● **DIRECTION**
Return the material exactly as supplied, apart from the pictures, which are omitted.
____________
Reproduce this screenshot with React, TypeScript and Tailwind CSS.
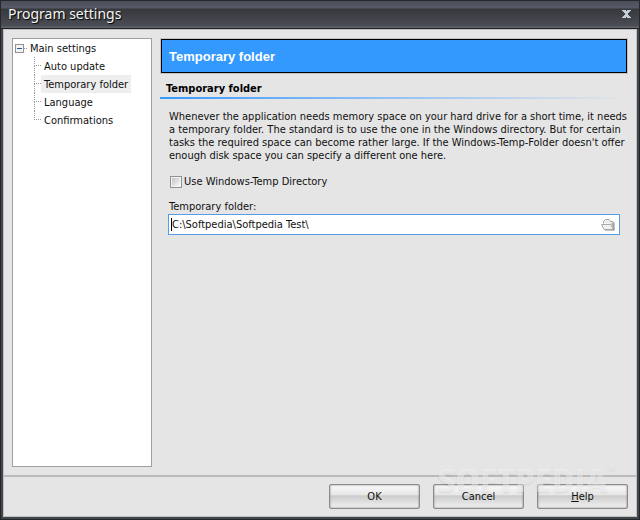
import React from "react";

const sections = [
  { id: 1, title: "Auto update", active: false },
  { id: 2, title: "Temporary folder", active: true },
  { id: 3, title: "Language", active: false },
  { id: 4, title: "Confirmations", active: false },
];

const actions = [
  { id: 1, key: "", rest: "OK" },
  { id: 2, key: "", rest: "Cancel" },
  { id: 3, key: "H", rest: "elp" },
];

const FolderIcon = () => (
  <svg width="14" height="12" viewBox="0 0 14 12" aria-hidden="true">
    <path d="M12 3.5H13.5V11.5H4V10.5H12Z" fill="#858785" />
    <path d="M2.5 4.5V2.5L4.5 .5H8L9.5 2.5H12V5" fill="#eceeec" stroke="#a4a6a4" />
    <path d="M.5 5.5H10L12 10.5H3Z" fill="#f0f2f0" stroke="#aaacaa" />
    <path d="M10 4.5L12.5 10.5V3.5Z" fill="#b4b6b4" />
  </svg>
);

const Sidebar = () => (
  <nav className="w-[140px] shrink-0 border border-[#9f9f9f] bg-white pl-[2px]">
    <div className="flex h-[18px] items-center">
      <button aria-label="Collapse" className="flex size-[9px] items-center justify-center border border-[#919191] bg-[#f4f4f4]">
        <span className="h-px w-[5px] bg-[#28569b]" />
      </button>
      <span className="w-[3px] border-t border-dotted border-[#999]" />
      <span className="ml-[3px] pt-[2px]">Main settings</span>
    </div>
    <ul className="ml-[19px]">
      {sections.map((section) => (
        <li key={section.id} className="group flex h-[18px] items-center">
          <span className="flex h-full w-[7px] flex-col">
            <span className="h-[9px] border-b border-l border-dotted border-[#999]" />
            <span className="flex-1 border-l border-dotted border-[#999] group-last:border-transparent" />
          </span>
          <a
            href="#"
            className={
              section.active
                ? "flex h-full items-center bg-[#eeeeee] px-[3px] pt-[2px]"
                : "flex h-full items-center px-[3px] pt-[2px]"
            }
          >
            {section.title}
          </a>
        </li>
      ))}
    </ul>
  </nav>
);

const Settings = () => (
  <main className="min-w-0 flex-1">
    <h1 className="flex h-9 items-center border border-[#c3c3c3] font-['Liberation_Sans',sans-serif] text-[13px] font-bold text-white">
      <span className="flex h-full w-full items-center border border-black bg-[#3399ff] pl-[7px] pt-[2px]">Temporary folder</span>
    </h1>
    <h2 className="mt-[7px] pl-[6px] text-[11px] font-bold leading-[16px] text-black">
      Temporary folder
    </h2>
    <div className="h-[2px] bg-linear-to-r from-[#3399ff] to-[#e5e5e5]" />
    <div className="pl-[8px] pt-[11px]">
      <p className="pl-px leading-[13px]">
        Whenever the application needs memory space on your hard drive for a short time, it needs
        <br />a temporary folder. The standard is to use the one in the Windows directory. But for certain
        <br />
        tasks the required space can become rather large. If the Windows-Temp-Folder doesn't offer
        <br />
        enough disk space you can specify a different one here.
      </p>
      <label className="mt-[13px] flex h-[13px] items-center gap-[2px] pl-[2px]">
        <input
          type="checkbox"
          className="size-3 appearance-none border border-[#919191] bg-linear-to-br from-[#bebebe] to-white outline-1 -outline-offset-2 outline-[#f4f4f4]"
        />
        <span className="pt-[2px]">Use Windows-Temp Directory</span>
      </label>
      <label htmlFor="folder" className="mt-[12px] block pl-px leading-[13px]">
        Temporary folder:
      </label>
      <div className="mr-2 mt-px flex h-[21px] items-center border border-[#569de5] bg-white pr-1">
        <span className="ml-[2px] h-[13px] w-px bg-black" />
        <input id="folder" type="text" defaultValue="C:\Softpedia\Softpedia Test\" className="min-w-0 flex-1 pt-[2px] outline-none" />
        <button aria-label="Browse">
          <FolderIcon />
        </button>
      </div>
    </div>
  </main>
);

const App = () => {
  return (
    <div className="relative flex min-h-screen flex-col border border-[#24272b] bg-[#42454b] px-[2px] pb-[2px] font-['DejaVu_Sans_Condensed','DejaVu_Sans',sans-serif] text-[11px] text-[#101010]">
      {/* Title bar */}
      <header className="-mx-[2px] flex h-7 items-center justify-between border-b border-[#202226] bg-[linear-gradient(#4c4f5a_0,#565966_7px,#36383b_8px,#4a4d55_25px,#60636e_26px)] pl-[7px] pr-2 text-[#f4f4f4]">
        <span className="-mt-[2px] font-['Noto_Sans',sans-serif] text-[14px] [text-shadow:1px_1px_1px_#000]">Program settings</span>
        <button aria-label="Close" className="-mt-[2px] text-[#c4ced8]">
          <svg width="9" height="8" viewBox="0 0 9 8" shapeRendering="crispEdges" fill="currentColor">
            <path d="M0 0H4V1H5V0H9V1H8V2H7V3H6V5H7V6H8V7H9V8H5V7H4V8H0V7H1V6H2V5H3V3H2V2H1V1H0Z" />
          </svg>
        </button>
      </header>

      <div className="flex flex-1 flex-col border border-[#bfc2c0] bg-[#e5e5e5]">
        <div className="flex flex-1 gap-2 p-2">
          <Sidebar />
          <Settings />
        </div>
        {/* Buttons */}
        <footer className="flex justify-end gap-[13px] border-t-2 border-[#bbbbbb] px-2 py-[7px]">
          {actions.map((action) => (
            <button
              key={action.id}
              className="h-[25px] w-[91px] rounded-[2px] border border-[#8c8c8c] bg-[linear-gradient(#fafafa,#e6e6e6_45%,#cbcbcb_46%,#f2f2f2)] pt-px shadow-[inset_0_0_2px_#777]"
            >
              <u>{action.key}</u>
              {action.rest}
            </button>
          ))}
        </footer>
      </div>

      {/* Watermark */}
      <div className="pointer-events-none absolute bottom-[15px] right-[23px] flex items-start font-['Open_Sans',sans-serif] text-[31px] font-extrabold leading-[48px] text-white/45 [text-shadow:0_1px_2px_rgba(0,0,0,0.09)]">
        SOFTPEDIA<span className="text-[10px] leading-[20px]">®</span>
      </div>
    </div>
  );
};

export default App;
____________
● **THE RESULT**
Reproduce this screenshot with React, TypeScript and Tailwind CSS.
import React from "react";

const sections = [
  { id: 1, title: "Auto update", active: false },
  { id: 2, title: "Temporary folder", active: true },
  { id: 3, title: "Language", active: false },
  { id: 4, title: "Confirmations", active: false },
];

const actions = [
  { id: 1, key: "", rest: "OK" },
  { id: 2, key: "", rest: "Cancel" },
  { id: 3, key: "H", rest: "elp" },
];

const FolderIcon = () => (
  <svg width="14" height="12" viewBox="0 0 14 12" aria-hidden="true">
    <path d="M12 3.5H13.5V11.5H4V10.5H12Z" fill="#858785" />
    <path d="M2.5 4.5V2.5L4.5 .5H8L9.5 2.5H12V5" fill="#eceeec" stroke="#a4a6a4" />
    <path d="M.5 5.5H10L12 10.5H3Z" fill="#f0f2f0" stroke="#aaacaa" />
    <path d="M10 4.5L12.5 10.5V3.5Z" fill="#b4b6b4" />
  </svg>
);

const Sidebar = () => (
  <nav className="w-[140px] shrink-0 border border-[#9f9f9f] bg-white pl-[2px]">
    <div className="flex h-[18px] items-center">
      <button aria-label="Collapse" className="flex size-[9px] items-center justify-center border border-[#919191] bg-[#f4f4f4]">
        <span className="h-px w-[5px] bg-[#28569b]" />
      </button>
      <span className="w-[3px] border-t border-dotted border-[#999]" />
      <span className="ml-[3px] pt-[2px]">Main settings</span>
    </div>
    <ul className="ml-[19px]">
      {sections.map((section) => (
        <li key={section.id} className="group flex h-[18px] items-center">
          <span className="flex h-full w-[7px] flex-col">
            <span className="h-[9px] border-b border-l border-dotted border-[#999]" />
            <span className="flex-1 border-l border-dotted border-[#999] group-last:border-transparent" />
          </span>
          <a
            href="#"
            className={
              section.active
                ? "flex h-full items-center bg-[#eeeeee] px-[3px] pt-[2px]"
                : "flex h-full items-center px-[3px] pt-[2px]"
            }
          >
            {section.title}
          </a>
        </li>
      ))}
    </ul>
  </nav>
);

const Settings = () => (
  <main className="min-w-0 flex-1">
    <h1 className="flex h-9 items-center border border-[#c3c3c3] font-['Liberation_Sans',sans-serif] text-[13px] font-bold text-white">
      <span className="flex h-full w-full items-center border border-black bg-[#3399ff] pl-[7px] pt-[2px]">Temporary folder</span>
    </h1>
    <h2 className="mt-[7px] pl-[6px] text-[11px] font-bold leading-[16px] text-black">
      Temporary folder
    </h2>
    <div className="h-[2px] bg-linear-to-r from-[#3399ff] to-[#e5e5e5]" />
    <div className="pl-[8px] pt-[11px]">
      <p className="pl-px leading-[13px]">
        Whenever the application needs memory space on your hard drive for a short time, it needs
        <br />a temporary folder. The standard is to use the one in the Windows directory. But for certain
        <br />
        tasks the required space can become rather large. If the Windows-Temp-Folder doesn't offer
        <br />
        enough disk space you can specify a different one here.
      </p>
      <label className="mt-[13px] flex h-[13px] items-center gap-[2px] pl-[2px]">
        <input
          type="checkbox"
          className="size-3 appearance-none border border-[#919191] bg-linear-to-br from-[#bebebe] to-white outline-1 -outline-offset-2 outline-[#f4f4f4]"
        />
        <span className="pt-[2px]">Use Windows-Temp Directory</span>
      </label>
      <label htmlFor="folder" className="mt-[12px] block pl-px leading-[13px]">
        Temporary folder:
      </label>
      <div className="mr-2 mt-px flex h-[21px] items-center border border-[#569de5] bg-white pr-1">
        <span className="ml-[2px] h-[13px] w-px bg-black" />
        <input id="folder" type="text" defaultValue="C:\Softpedia\Softpedia Test\" className="min-w-0 flex-1 pt-[2px] outline-none" />
        <button aria-label="Browse">
          <FolderIcon />
        </button>
      </div>
    </div>
  </main>
);

const App = () => {
  return (
    <div className="relative flex min-h-screen flex-col border border-[#24272b] bg-[#42454b] px-[2px] pb-[2px] font-['DejaVu_Sans_Condensed','DejaVu_Sans',sans-serif] text-[11px] text-[#101010]">
      {/* Title bar */}
      <header className="-mx-[2px] flex h-7 items-center justify-between border-b border-[#202226] bg-[linear-gradient(#4c4f5a_0,#565966_7px,#36383b_8px,#4a4d55_25px,#60636e_26px)] pl-[7px] pr-2 text-[#f4f4f4]">
        <span className="-mt-[2px] font-['Noto_Sans',sans-serif] text-[14px] [text-shadow:1px_1px_1px_#000]">Program settings</span>
        <button aria-label="Close" className="-mt-[2px] text-[#c4ced8]">
          <svg width="9" height="8" viewBox="0 0 9 8" shapeRendering="crispEdges" fill="currentColor">
            <path d="M0 0H4V1H5V0H9V1H8V2H7V3H6V5H7V6H8V7H9V8H5V7H4V8H0V7H1V6H2V5H3V3H2V2H1V1H0Z" />
          </svg>
        </button>
      </header>

      <div className="flex flex-1 flex-col border border-[#bfc2c0] bg-[#e5e5e5]">
        <div className="flex flex-1 gap-2 p-2">
          <Sidebar />
          <Settings />
        </div>
        {/* Buttons */}
        <footer className="flex justify-end gap-[13px] border-t-2 border-[#bbbbbb] px-2 py-[7px]">
          {actions.map((action) => (
            <button
              key={action.id}
              className="h-[25px] w-[91px] rounded-[2px] border border-[#8c8c8c] bg-[linear-gradient(#fafafa,#e6e6e6_45%,#cbcbcb_46%,#f2f2f2)] pt-px shadow-[inset_0_0_2px_#777]"
            >
              <u>{action.key}</u>
              {action.rest}
            </button>
          ))}
        </footer>
      </div>

      {/* Watermark */}
      <div className="pointer-events-none absolute bottom-[15px] right-[23px] flex items-start font-['Open_Sans',sans-serif] text-[31px] font-extrabold leading-[48px] text-white/45 [text-shadow:0_1px_2px_rgba(0,0,0,0.09)]">
        SOFTPEDIA<span className="text-[10px] leading-[20px]">®</span>
      </div>
    </div>
  );
};

export default App;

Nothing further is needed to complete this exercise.